SBC 2022: In convention sermon, Sanchez says, ‘Our view of the church is way too small’

Juan Sanchez, pastor of High Pointe Baptist Church in Austin, delivered the convention sermon at the SBC Annual Meeting. BAPTIST PRESS PHOTO

ANAHEIM, Calif.—Juan Sanchez, pastor of High Pointe Baptist Church of Austin, challenged messengers to the Southern Baptist Convention’s 2022 annual meeting to enlarge their views of a healthy church during the convention sermon Wednesday morning in Anaheim.

Preaching from Ephesians, Sanchez said, “The apostle Paul blows up our small view of the church” in the epistle. Throughout Ephesians, Paul reveals God’s “eternal plan to exalt His Son as king and lord,” placing “all things under Christ” (1:19-23) uniting “a fractured humanity”—Jew and Gentile—into “one new man” (2:12-16).

Through this unified, diverse, multiethnic assembly, believers show “the cosmic powers the manifold wisdom of God” in whose eternal plan Christ emerges victorious over Satan and hell, rescuing for Himself a people from every tribe, nation, and language, Sanchez said.

A healthy church, he continued, is one in which “members are walking together in a manner that is worthy of our God” and that is “built on the Word of God” that believers might “look like the Son of God, to the glory of God.”

Churches must embrace the ministry of the word, Sanchez urged, explaining from his main text, Ephesians 4:11-16, the structure (4:11-12), goal (4:13-14), and practice of Word ministry (4:15-16).

The structure

Paul lays out the structure of Word ministry in Ephesians 4:11-12, with apostles and prophets the foundation, evangelists the missionaries or “spreaders,” and pastors and teachers, the shepherds.

“We cannot build the church on any other foundation,” Sanchez said, not “music styles or age-graded ministries or politics or social justice or even our own personalities,” for “Jesus is building His church on Himself.” All else is transitory, liable to collapse when a ministry is tested by fire.

Sanchez challenged pastors to order their Sunday services around the Word of God and to exposit whole books of the Bible, both Old and New Testaments, where the “Holy Spirit chooses the topics, not the preacher.”

The goal

The goal of Word ministry is “Christ-likeness,” Sanchez added. This is accomplished corporately in the church as members grow to Christian maturity and are no longer children tossed about by human cunning, craftiness, or deceit.

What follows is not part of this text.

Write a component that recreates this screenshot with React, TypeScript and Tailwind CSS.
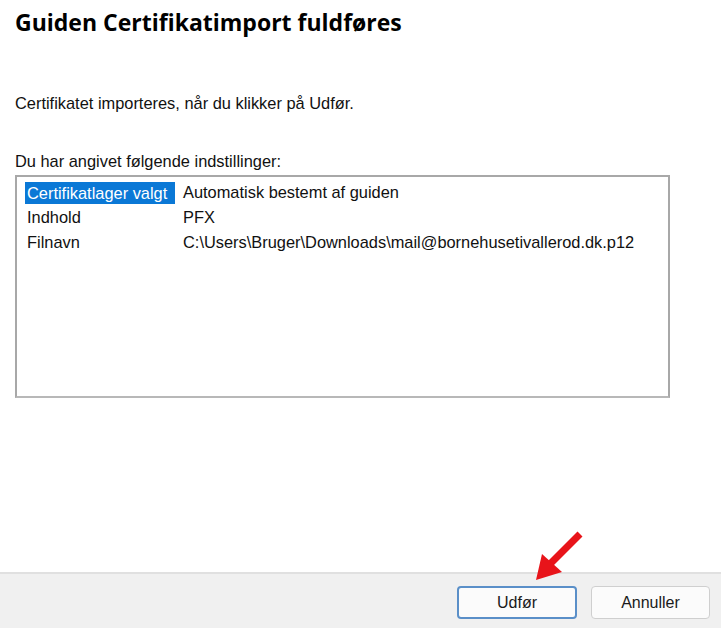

He cautioned that today it is all-too-common for churches to be distracted by “every wind of doctrine,” human philosophy, conspiracy theories, and worldly opinions, perhaps because pastors have not ground their flocks in the Word of God.

“What trellises are you providing your church for the ministry of the Word to flourish?” he asked, offering examples of things like small groups and the sacraments that encourage spiritual growth and the development of discipling relationships within a congregation.

The practice

Indeed, discipleship is at the heart of Word ministry as is daily life enmeshed in Scripture, Sanchez said, describing the cycle: “Pastors, preach the Word from the pulpit. Church, receive the Word from your pastors and let that Word reverberate throughout the life of the congregation.”

“Prioritize relationships,” he urged.

After church, ask your children about the sermon, he suggested, or have a group of singles to your home or eat lunch with some young couples or host a small group and discuss the sermon.

Develop relationships that have an eternal impact, he said, describing his own personal experiences in which kindly believers invited him to church as a young Navy recruit far from home or asked his wife and him to their dinner as young marrieds.

“This is what the whole body working together looks like,” Sanchez said, describing himself as a “former Roman Catholic Puerto Rican kid” who once was lost but now is found in Christ because of the discipling efforts of “faithful Southern Baptists” who poured their lives into his and enveloped him into their lives and homes.

“Our view of the church is way too small. I know mine was,” he closed, exhorting listeners to imagine a convention of faithful churches where the Word is preached, new churches planted and missionaries sent, mirroring the spiritual vibrancy of the early church in Acts.